Maybe you should be doing less
Everyone's searching for the perfect creative environment. The right playlist. The right coffee shop. The right lighting.
They're looking in the wrong place.
Your best ideas don't come from stimulation. They come from the absence of it. Boredom is where creativity lives.

When you're stuck in traffic, your mind wanders. When you're folding laundry, solutions appear. When you're taking a shower, creativity surges. When you're walking without a podcast, connections form.
The void creates the value.
Your subconscious needs space to work.
Constant input doesn't feed creativity, it starves it. Every notification is a thought interrupted. Every distraction is a connection lost.

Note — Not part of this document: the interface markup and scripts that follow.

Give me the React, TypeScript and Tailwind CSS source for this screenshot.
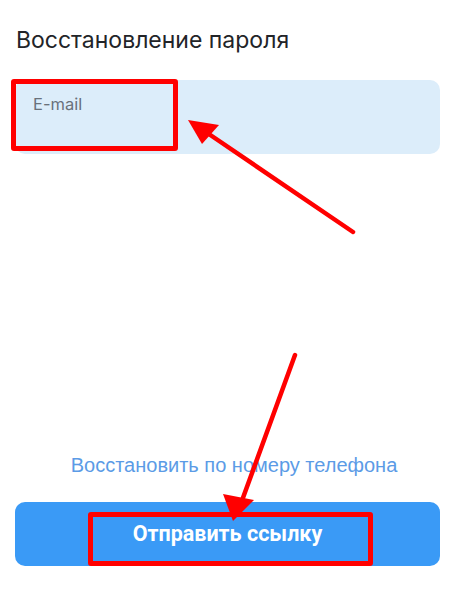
import React from "react";

export default function App() {
  return (
    <div className="relative w-[468px] h-[596px] bg-white overflow-hidden">
      <div className="flex flex-col px-[15px] pt-[26px]">
        <h1 className="pl-[1px] text-[23px] leading-[28px] text-[#222428] font-['Inter',sans-serif]">
          Восстановление пароля
        </h1>

        <div className="relative mt-[26px] h-[74px] w-[425px] rounded-[10px] bg-[#dcedfa]">
          <input
            type="email"
            placeholder="E-mail"
            className="w-full bg-transparent pl-[18px] pt-[14px] text-[16.5px] leading-[20px] text-[#333] placeholder-[#69717a] font-['Inter',sans-serif] outline-none"
          />
          <div className="absolute left-[-4px] top-[-1px] w-[167px] h-[72px] rounded-[3px] border-[5px] border-[#ff0000]" />
        </div>

        <a
          href="#"
          className="mt-[299px] text-center text-[20px] leading-[24px] text-[#5b9be6] font-['Liberation_Sans',sans-serif]"
        >
          Восстановить по номеру телефона
        </a>

        <button className="relative mt-[25px] h-[64px] w-[425px] rounded-[10px] bg-[#3a9af6] text-white text-[21.5px] font-bold font-['Roboto',sans-serif]">
          Отправить ссылку
          <span className="absolute left-[73px] top-[10px] w-[285px] h-[54px] rounded-[3px] border-[5px] border-[#ff0000]" />
        </button>
      </div>

      <svg
        className="absolute inset-0 pointer-events-none"
        width="468"
        height="596"
        viewBox="0 0 468 596"
      >
        <line x1="353" y1="232" x2="200" y2="128" stroke="#ff0000" strokeWidth="4.5" strokeLinecap="round" />
        <polygon points="188,120 219,125 202,144" fill="#ff0000" />
        <line x1="295" y1="355" x2="240" y2="506" stroke="#ff0000" strokeWidth="4.5" strokeLinecap="round" />
        <polygon points="233,521 223,494 254,500" fill="#ff0000" />
      </svg>
    </div>
  );
}
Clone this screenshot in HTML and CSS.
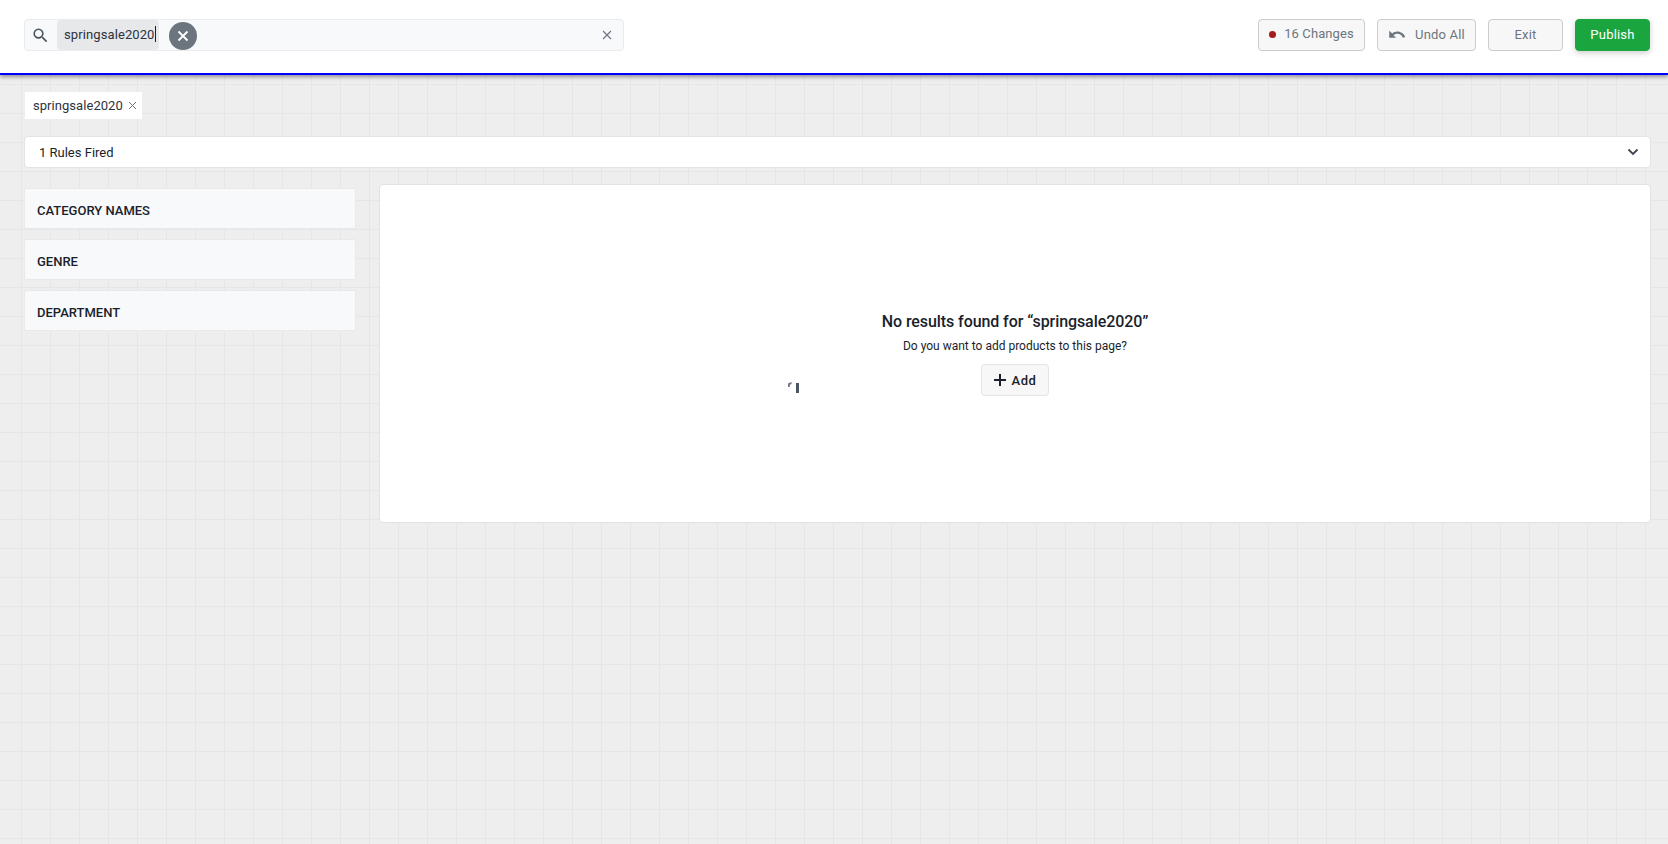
FILE: index.html
```html
<!DOCTYPE html>
<html lang="en">
<head>
    <meta charset="UTF-8">
    <meta name="viewport" content="width=device-width, initial-scale=1.0">
    <title>Search Merchandising</title>
    <link rel="stylesheet" href="styles.css">
</head>
<body>
    <div class="topbar">
        <div class="search-box">
            <svg class="search-icon" width="19" height="19" viewBox="0 0 24 24"><path d="M15.5 14h-.79l-.28-.27A6.47 6.47 0 0 0 16 9.5 6.5 6.5 0 1 0 9.5 16c1.61 0 3.09-.59 4.23-1.57l.27.28v.79l5 4.99L20.49 19l-4.99-5zm-6 0C7.01 14 5 11.99 5 9.5S7.01 5 9.5 5 14 7.01 14 9.5 11.99 14 9.5 14z"/></svg>
            <div class="search-token">springsale2020<span class="caret"></span></div>
            <div class="token-clear">
                <svg width="14" height="14" viewBox="0 0 14 14"><path d="M2.5 2.5l9 9M11.5 2.5l-9 9"/></svg>
            </div>
            <svg class="search-clear" width="10" height="10" viewBox="0 0 10 10"><path d="M1 1l8 8M9 1l-8 8"/></svg>
        </div>
        <div class="top-actions">
            <button class="btn btn-changes"><span class="red-dot"></span>16 Changes</button>
            <button class="btn btn-undo">
                <svg width="19" height="11" viewBox="0 0 20 12"><path d="M1 2v7.500h7.500L5.600 6.700C6.800 5.800 8.200 5.200 9.800 5.200c2.800 0 5.200 1.800 6.100 4.400l2.600-.8C17.100 5.200 13.700 2.700 9.800 2.700 7.700 2.700 5.800 3.500 4.300 4.800L1 2z"/></svg>
                Undo All
            </button>
            <button class="btn btn-exit">Exit</button>
            <button class="btn btn-publish">Publish</button>
        </div>
    </div>

    <div class="content">
        <div class="tag">springsale2020
            <svg width="9" height="9" viewBox="0 0 9 9"><path d="M1 1l7 7M8 1l-7 7"/></svg>
        </div>

        <div class="rules-bar">
            <span>1 Rules Fired</span>
            <svg width="12" height="8" viewBox="0 0 12 8"><path d="M1.500 1.500L6 6l4.500-4.500"/></svg>
        </div>

        <div class="columns">
            <div class="sidebar">
                <div class="facet">CATEGORY NAMES</div>
                <div class="facet">GENRE</div>
                <div class="facet">DEPARTMENT</div>
            </div>
            <div class="results">
                <h2>No results found for “springsale2020”</h2>
                <p>Do you want to add products to this page?</p>
                <button class="btn-add">
                    <svg width="12" height="12" viewBox="0 0 12 12"><path d="M6 0v12M0 6h12"/></svg>
                    Add
                </button>
                <svg class="spinner" width="11" height="11" viewBox="0 0 11 11"><path d="M0 5V1.500L3.500 0v2L1.800 2.800V5z" fill="#6b7280"/><path d="M8 1h3v10H8z" fill="#4b5563"/></svg>
            </div>
        </div>
    </div>
</body>
</html>
```

FILE: styles.css
```css
* {
    box-sizing: border-box;
}
html, body {
    height: 100%;
}
body {
    margin: 0;
    font-family: Roboto, "Liberation Sans", sans-serif;
    color: #1a1f2b;
    overflow: hidden;
    background-color: #eeeeee;
    background-image:
        linear-gradient(to right, #e6e6e6 1px, transparent 1px),
        linear-gradient(to bottom, #e6e6e6 1px, transparent 1px);
    background-size: 29px 29px;
    background-position: 21px 26px;
}
button {
    font-family: inherit;
}
.topbar {
    height: 75px;
    padding: 19px 18px 0 24px;
    display: flex;
    justify-content: space-between;
    align-items: flex-start;
    background-color: white;
    border-bottom: 2px solid #0000ff;
    box-shadow: 0 2px 4px rgba(0, 0, 0, 0.4);
}
.search-box {
    width: 600px;
    height: 32px;
    display: flex;
    align-items: center;
    background-color: #f8f9fa;
    border: 1px solid #e9ebee;
    border-radius: 4px;
}
.search-icon {
    margin-left: 6px;
    margin-right: 7px;
    fill: #4b5563;
}
.search-token {
    height: 30px;
    width: 102px;
    padding: 0 0 2px 7px;
    display: flex;
    align-items: center;
    background-color: #e7e8ea;
    border-radius: 4px;
    font-size: 13px;
    letter-spacing: 0.1px;
    color: #2c3340;
}
.caret {
    width: 1px;
    height: 16px;
    background-color: #1a1f2b;
}
.token-clear {
    width: 28px;
    height: 28px;
    margin-left: 10px;
    margin-top: 2px;
    display: flex;
    align-items: center;
    justify-content: center;
    border-radius: 50%;
    background-color: #6c757d;
}
.token-clear path {
    stroke: white;
    stroke-width: 1.8;
    fill: none;
}
.search-clear {
    margin-left: auto;
    margin-right: 11px;
}
.search-clear path {
    stroke: #6b7280;
    stroke-width: 1.1;
    fill: none;
}
.top-actions {
    display: flex;
    gap: 12px;
}
.btn {
    height: 32px;
    display: flex;
    align-items: center;
    justify-content: center;
    background-color: #f7f7f7;
    border: 1px solid #cccccc;
    border-radius: 4px;
    color: #6c757d;
    font-size: 13px;
    font-weight: 400;
    letter-spacing: 0.2px;
    padding: 0 0 1px;
}
.btn-changes {
    width: 107px;
    padding-bottom: 3px;
    letter-spacing: 0.1px;
}
.red-dot {
    width: 7px;
    height: 7px;
    margin-right: 8px;
    margin-top: 1px;
    border-radius: 50%;
    background-color: #a61c1c;
}
.btn-undo {
    width: 99px;
}
.btn-undo svg {
    margin-right: 8px;
    fill: #6c757d;
}
.btn-exit {
    width: 75px;
}
.btn-publish {
    width: 75px;
    background-color: #1aa53f;
    border: 1px solid #1aa53f;
    color: white;
    box-shadow: 0 2px 6px rgba(0, 0, 0, 0.2);
}
.content {
    padding: 17px 17px 0 24px;
}
.tag {
    width: 117px;
    height: 27px;
    margin-left: 1px;
    display: flex;
    align-items: center;
    padding-left: 8px;
    background-color: white;
    font-size: 13px;
    letter-spacing: 0.05px;
    color: #2c3340;
}
.tag svg {
    margin-left: 5px;
}
.tag path {
    stroke: #6b7280;
    stroke-width: 1;
    fill: none;
}
.rules-bar {
    height: 32px;
    margin-top: 17px;
    padding: 0 11px 0 14px;
    display: flex;
    justify-content: space-between;
    align-items: center;
    background-color: white;
    border: 1px solid #e4e4e4;
    border-radius: 4px;
    font-size: 13px;
}
.rules-bar path {
    stroke: #3d4451;
    stroke-width: 1.800;
    fill: none;
}
.columns {
    display: flex;
    align-items: flex-start;
    margin-top: 16px;
}
.sidebar {
    width: 332px;
    margin-top: 4px;
    margin-right: 23px;
    display: flex;
    flex-direction: column;
    gap: 10px;
}
.facet {
    height: 41px;
    padding: 4px 12px 0;
    display: flex;
    align-items: center;
    background-color: #f8f9fa;
    border: 1px solid #e9e9e9;
    border-radius: 2px;
    font-size: 13px;
    font-weight: 500;
}
.results {
    flex: 1;
    height: 339px;
    padding-top: 127px;
    position: relative;
    display: flex;
    flex-direction: column;
    align-items: center;
    background-color: white;
    border: 1px solid #e2e2e2;
    border-radius: 4px;
}
.results h2 {
    margin: 0;
    font-size: 16px;
    line-height: 20px;
    font-weight: 500;
    letter-spacing: -0.08px;
}
.results p {
    margin: 5px 0 0;
    font-size: 12px;
    line-height: 18px;
}
.btn-add {
    width: 68px;
    height: 32px;
    margin-top: 9px;
    display: flex;
    align-items: center;
    justify-content: center;
    gap: 6px;
    background-color: #f7f7f7;
    border: 1px solid #e4e4e4;
    border-radius: 4px;
    font-size: 13px;
    font-weight: 500;
    letter-spacing: 0.5px;
    color: #1a1f2b;
    padding: 0;
}
.btn-add path {
    stroke: #1a1f2b;
    stroke-width: 2;
    fill: none;
}
.spinner {
    position: absolute;
    left: 408px;
    top: 197px;
}
```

Silicon Valley figured this out years ago. Google's 20% time. 3M's 15% rule. Slack was built during office downtime. Twitter started as a side project during lunch breaks.
The pattern is clear: breakthrough ideas emerge when the pressure is off.
Your brain has two modes. Focused attention and diffuse thinking.
Focused attention solves known problems. Diffuse thinking finds new ones worth solving.
Most people live in focused mode. They optimize the wrong thing.
The magic happens in the space between thoughts.
Watch what happens when you remove stimulation for 24 hours. No podcasts during commutes. No music during workouts. No scrolling during breaks.
Your mind fills the silence with signal.
Meditation isn't about emptying your mind. It's about creating capacity.

The most successful people aren't the busiest. They're the ones who protect their boredom like it's their most valuable asset.
Because it is.
Every mundane moment is creative potential in disguise. The shower thoughts. The 3am realizations. The ideas that hit during your commute.
None of them come from trying harder. Action doesn't just create motion. It creates the conditions for breakthrough.
But not the action everyone thinks.
The most productive thing you can do is sometimes nothing at all.